> **Task goal**
Seek out every line containing the word "page", and copy each.

________________________________________

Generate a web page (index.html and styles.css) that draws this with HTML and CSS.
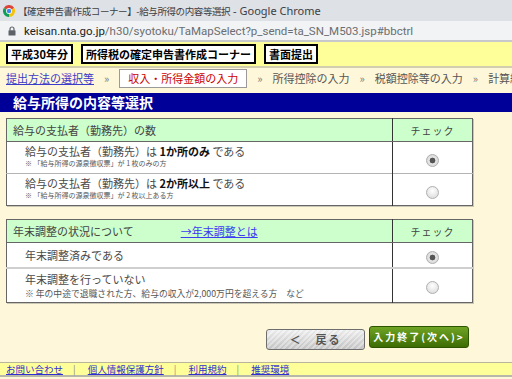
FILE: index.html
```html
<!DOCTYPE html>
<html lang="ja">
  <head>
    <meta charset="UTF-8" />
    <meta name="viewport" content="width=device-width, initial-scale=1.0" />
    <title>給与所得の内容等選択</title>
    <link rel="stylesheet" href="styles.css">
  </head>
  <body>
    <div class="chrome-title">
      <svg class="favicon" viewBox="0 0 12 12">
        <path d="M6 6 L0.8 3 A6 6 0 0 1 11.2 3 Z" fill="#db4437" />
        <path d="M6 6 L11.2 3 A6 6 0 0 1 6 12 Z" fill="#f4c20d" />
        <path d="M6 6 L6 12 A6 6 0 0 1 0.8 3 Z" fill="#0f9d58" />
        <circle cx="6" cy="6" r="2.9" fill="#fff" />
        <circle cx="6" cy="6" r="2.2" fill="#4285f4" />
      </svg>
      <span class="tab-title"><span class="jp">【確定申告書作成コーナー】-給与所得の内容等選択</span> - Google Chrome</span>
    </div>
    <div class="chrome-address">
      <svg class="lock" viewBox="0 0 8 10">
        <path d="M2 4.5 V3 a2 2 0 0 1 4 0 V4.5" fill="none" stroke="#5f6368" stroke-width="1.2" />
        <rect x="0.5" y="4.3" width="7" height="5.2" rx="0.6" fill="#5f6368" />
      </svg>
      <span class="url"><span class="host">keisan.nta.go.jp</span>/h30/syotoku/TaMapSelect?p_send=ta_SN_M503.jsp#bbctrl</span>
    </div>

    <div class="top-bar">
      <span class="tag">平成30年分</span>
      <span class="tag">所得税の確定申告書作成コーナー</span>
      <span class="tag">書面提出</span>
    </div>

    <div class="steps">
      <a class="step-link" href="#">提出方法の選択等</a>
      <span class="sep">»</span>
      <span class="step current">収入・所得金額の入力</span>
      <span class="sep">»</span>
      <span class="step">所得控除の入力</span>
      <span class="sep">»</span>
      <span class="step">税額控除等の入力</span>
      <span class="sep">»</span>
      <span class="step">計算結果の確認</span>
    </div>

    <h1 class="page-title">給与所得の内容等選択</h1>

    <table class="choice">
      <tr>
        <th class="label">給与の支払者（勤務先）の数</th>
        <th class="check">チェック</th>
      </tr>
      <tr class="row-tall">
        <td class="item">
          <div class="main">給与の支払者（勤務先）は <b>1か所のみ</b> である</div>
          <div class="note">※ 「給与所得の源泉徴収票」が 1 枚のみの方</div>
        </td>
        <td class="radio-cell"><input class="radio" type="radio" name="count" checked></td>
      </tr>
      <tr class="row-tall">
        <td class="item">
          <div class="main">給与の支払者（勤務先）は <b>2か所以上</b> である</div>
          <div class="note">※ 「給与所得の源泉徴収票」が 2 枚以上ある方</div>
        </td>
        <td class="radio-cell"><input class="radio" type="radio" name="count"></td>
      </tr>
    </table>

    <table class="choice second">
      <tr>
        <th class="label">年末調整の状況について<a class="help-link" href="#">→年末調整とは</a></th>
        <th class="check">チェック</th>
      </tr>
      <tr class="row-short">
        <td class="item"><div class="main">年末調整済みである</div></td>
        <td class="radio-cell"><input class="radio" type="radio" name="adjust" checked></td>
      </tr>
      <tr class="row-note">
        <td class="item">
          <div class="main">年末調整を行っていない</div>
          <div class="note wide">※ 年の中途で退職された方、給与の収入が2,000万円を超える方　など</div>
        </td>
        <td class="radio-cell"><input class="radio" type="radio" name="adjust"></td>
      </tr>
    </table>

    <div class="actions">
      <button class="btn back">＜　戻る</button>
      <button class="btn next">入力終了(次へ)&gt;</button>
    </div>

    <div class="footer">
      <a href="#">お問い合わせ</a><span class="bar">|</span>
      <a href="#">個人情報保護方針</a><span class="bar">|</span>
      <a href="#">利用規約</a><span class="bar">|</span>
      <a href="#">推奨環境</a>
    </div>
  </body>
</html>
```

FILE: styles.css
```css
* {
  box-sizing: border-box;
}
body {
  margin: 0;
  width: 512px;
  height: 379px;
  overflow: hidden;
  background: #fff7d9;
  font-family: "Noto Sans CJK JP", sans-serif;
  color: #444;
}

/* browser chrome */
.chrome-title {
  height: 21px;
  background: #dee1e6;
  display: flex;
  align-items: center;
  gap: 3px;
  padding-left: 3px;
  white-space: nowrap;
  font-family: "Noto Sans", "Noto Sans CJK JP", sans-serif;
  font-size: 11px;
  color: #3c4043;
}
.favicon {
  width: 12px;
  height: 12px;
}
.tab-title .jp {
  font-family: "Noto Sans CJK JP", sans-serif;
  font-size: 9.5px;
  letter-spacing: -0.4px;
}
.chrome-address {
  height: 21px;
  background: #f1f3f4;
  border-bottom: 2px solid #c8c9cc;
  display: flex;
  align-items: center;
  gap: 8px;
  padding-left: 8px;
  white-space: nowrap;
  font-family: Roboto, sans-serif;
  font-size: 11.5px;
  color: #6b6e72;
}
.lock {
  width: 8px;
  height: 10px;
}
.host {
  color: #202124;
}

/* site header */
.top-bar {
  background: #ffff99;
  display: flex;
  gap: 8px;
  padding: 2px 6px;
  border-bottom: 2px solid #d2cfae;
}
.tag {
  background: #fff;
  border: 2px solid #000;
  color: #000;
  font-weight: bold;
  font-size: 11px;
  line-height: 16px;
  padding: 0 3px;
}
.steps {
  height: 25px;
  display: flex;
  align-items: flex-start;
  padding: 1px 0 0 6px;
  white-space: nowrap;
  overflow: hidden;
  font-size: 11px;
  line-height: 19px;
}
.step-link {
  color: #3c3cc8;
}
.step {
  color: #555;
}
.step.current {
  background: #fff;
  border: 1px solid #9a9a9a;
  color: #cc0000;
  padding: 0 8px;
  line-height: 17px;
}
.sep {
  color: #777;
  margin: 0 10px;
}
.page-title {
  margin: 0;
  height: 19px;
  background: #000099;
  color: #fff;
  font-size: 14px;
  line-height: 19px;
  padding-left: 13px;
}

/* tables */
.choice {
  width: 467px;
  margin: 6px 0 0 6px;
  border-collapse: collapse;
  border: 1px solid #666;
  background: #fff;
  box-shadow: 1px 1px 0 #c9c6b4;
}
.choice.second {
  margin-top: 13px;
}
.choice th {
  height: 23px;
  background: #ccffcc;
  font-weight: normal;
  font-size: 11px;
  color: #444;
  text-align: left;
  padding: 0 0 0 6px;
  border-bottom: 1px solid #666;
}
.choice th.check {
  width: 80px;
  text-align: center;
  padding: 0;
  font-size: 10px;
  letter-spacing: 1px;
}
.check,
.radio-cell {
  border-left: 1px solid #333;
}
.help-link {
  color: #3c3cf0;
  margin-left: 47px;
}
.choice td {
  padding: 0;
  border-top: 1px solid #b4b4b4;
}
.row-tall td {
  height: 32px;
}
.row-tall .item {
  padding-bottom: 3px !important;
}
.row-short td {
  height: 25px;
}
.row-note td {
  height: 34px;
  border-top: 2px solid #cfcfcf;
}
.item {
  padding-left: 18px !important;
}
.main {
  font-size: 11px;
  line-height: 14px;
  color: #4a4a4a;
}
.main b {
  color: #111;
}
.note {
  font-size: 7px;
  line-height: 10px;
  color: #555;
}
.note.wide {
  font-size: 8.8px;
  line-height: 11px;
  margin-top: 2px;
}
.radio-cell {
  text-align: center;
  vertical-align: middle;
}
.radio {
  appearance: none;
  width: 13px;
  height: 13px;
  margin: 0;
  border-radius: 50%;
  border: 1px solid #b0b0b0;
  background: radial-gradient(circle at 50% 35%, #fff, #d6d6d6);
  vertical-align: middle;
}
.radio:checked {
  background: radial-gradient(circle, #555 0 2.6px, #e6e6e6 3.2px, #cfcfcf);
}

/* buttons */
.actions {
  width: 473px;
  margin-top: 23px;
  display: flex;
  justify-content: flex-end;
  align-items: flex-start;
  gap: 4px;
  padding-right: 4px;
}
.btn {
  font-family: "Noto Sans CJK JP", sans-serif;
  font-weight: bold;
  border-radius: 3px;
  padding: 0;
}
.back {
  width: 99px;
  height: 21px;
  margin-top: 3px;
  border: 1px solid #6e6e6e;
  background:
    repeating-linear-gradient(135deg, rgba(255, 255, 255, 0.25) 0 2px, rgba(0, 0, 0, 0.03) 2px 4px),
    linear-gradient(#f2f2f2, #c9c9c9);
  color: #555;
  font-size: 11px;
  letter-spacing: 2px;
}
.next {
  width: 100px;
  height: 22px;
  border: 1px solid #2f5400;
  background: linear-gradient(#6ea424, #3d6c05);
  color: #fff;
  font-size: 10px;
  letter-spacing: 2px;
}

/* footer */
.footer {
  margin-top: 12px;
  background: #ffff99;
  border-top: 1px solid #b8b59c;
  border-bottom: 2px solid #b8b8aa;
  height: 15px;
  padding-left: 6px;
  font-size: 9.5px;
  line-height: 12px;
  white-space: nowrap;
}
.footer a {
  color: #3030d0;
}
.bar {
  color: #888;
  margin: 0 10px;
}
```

________________________________________

> **Solution to the exercise**
Generate a web page (index.html and styles.css) that draws this with HTML and CSS.
    <h1 class="page-title">給与所得の内容等選択</h1>
.page-title {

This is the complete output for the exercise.